Dataset excerpt:
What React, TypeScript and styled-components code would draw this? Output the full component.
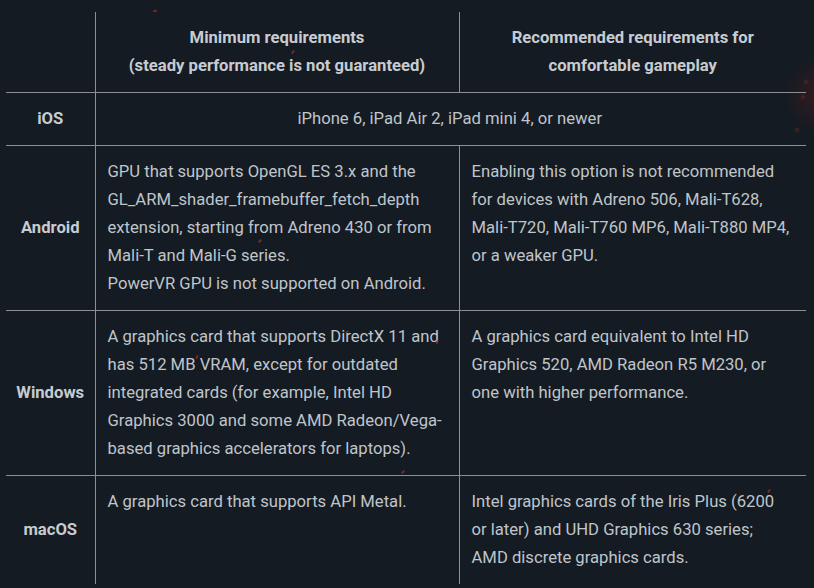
import styled, { createGlobalStyle } from 'styled-components';

const GlobalStyle = createGlobalStyle`
    html, body {
        margin: 0;
        background: #151b22;
    }
    body {
        font-family: Roboto, "Liberation Sans", sans-serif;
        font-size: 16.65px;
        color: #bfc5cb;
    }
`;

const Page = styled.div`
    position: relative;
    width: 814px;
    height: 588px;
    overflow: hidden;
    padding: 12px 8px 0 6px;
    box-sizing: border-box;
    background:
        radial-gradient(circle at 822px 95px, rgba(110, 28, 28, 0.35), rgba(21, 27, 34, 0) 38px),
        #151b22;
`;

const Table = styled.table`
    width: 800px;
    table-layout: fixed;
    border-collapse: collapse;
    line-height: 28px;
`;

const Row = styled.tr`
    & + & > * {
        border-top: 1px solid #8c9096;
    }
`;

const HeadCell = styled.th`
    padding: 12px 8px;
    font-weight: 700;
    color: #c6ccd1;
    text-align: center;
    vertical-align: middle;

    & + & {
        border-left: 1px solid #8c9096;
    }
`;

const Label = styled.th`
    padding: 12px 2px;
    font-weight: 700;
    color: #c6ccd1;
    text-align: center;
    vertical-align: middle;
`;

const Cell = styled.td<{ $center?: boolean }>`
    padding: 12px 14px 12px 12px;
    text-align: ${(p) => (p.$center ? 'center' : 'left')};
    vertical-align: top;
    border-left: 1px solid #8c9096;
`;

const Speck = styled.span<{ $x: number; $y: number; $r?: number; $dot?: boolean }>`
    position: absolute;
    left: ${(p) => p.$x}px;
    top: ${(p) => p.$y}px;
    width: ${(p) => (p.$dot ? 4 : 2)}px;
    height: 4px;
    border-radius: 2px;
    background: ${(p) => (p.$dot ? '#6a2a2c' : '#9c2f2a')};
    opacity: ${(p) => (p.$dot ? 0.7 : 0.75)};
    filter: ${(p) => (p.$dot ? 'blur(1px)' : 'none')};
    transform: rotate(${(p) => p.$r ?? 30}deg);
`;

const specks = [
    { x: 154, y: 9, r: 80 },
    { x: 292, y: 50, r: 35 },
    { x: 259, y: 239, r: 40 },
    { x: 346, y: 330, r: 60 },
    { x: 196, y: 355, r: 20 },
    { x: 402, y: 470, r: 50 },
    { x: 436, y: 340, r: 10 },
    { x: 768, y: 489, r: 30 },
    { x: 804, y: 80, r: 0, dot: true },
    { x: 801, y: 95, r: 0, dot: true },
    { x: 795, y: 128, r: 0, dot: true },
];

const App = (): JSX.Element => (
    <>
        <GlobalStyle />
        <Page>
            <Table>
                <colgroup>
                    <col style={{ width: 89 }} />
                    <col style={{ width: 364 }} />
                    <col style={{ width: 347 }} />
                </colgroup>
                <tbody>
                    <Row>
                        <HeadCell />
                        <HeadCell>
                            Minimum requirements
                            <br />
                            (steady performance is not guaranteed)
                        </HeadCell>
                        <HeadCell>
                            Recommended requirements for
                            <br />
                            comfortable gameplay
                        </HeadCell>
                    </Row>
                    <Row>
                        <Label>iOS</Label>
                        <Cell colSpan={2} $center>
                            iPhone 6, iPad Air 2, iPad mini 4, or newer
                        </Cell>
                    </Row>
                    <Row>
                        <Label>Android</Label>
                        <Cell>
                            GPU that supports OpenGL ES 3.x and the GL_ARM_shader_framebuffer_fetch_depth
                            extension, starting from Adreno 430 or from Mali-T and Mali-G series.
                            <br />
                            PowerVR GPU is not supported on Android.
                        </Cell>
                        <Cell>
                            Enabling this option is not recommended for devices with Adreno 506, Mali-T628,
                            Mali-T720, Mali-T760 MP6, Mali-T880 MP4, or a weaker GPU.
                        </Cell>
                    </Row>
                    <Row>
                        <Label>Windows</Label>
                        <Cell>
                            A graphics card that supports DirectX 11 and has 512 MB VRAM, except for outdated
                            integrated cards (for example, Intel HD Graphics 3000 and some AMD Radeon/Vega-based
                            graphics accelerators for laptops).
                        </Cell>
                        <Cell>
                            A graphics card equivalent to Intel HD Graphics 520, AMD Radeon R5 M230, or one
                            with higher performance.
                        </Cell>
                    </Row>
                    <Row>
                        <Label>macOS</Label>
                        <Cell>A graphics card that supports API Metal.</Cell>
                        <Cell>
                            Intel graphics cards of the Iris Plus (6200 or later) and UHD Graphics 630
                            series; AMD discrete graphics cards.
                        </Cell>
                    </Row>
                </tbody>
            </Table>
            {specks.map((s, i) => (
                <Speck key={i} $x={s.x} $y={s.y} $r={s.r} $dot={s.dot} />
            ))}
        </Page>
    </>
);

export default App;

What you need to do: Return only the number of lines in the data that contain "components".

Result of the task: 2